UK – British dairy processor, Müller has committed to removing all plastic straws from its products by 2020, as part of the company’s continued efforts to drive down plastic use.
To actualise the new sustainability ambitions, Müller has launched a new paper straw made from Forest Stewardship Council (FSC) certified paperboard, which was developed in partnership with Tetra Pak over the last 18 months.
Müller has also partnered with Sunnyside Primary School in Glasgow to trial the new paper straw. The company added that it is also undertaking further trials on the fully recyclable paper straws at its Bridgwater site.

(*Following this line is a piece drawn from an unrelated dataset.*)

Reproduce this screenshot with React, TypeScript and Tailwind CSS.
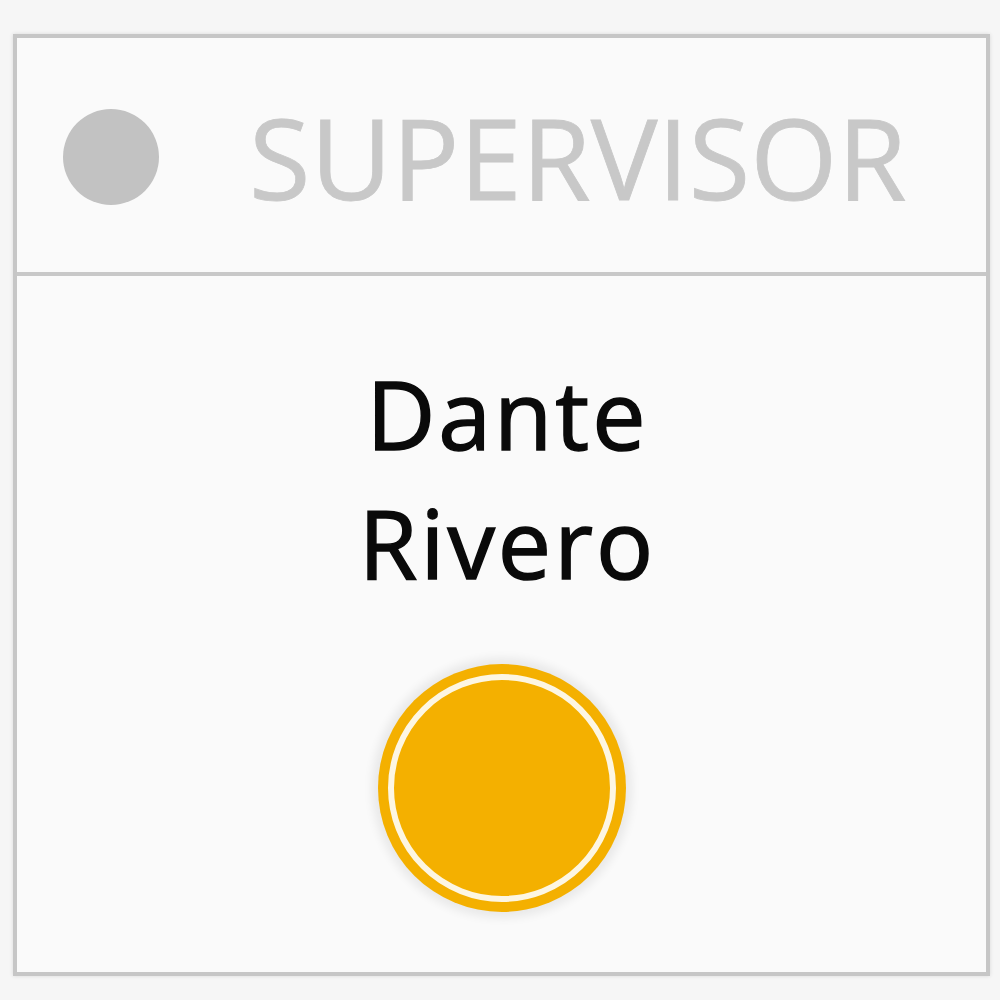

If successful, Bridgwater will begin the permanent roll out of the paper straws by the end of March 2020. Müller’s other school milk producing sites would follow by the end of 2020, which is estimated to eliminate 48 tonnes of plastic every year.
Charles Brand, President of Tetra Pak Europe & Central Asia said: “It is important that we launch a sustainable paper straw that is fully functional, recyclable and does not compromise on food safety.
“We also recognise our responsibility to provide sustainable solutions to our customers that will enable us, as a collective, to move towards a low carbon circular economy.
“We believe this trial is a fantastic way to truly test and receive feedback, and it’s great to receive such a positive reaction to using the new paper straws.
“We are happy to work together with Müller to roll out paper straws and help them realise their commitment to drive down plastic.”
The move builds Müller’s previous efforts on reducing plastics across its products, which has seen the company eliminate 10,000tonnes of plastic from Müller Milk bottles since 2016.
Müller said that its fresh and flavoured milk bottles are 100% recyclable, and having secured appropriate supplies of recycled HDPE, up to 40% of the plastic in Müller’s fresh milk bottles is made from recycled material.
Gareth Budd, Head of Customer Innovation at Müller Milk & Ingredients said:
“We’ve already removed 10,000 tonnes of plastic from our packaging in recent years, our fresh milk bottles are 100% recyclable, and they contain up to 40% recycled material.
“But to ensure that future generations continue to benefit from the goodness of fresh school milk, we recognise the need to continually innovate and update our packaging.
“The pupils at Sunnyside Primary School have a real passion for positive change, and were an inspiration.
“We thank them for their valued participation in the trial, and now we’re fully focused on removing all plastic straws from our school milk by the end of 2020.”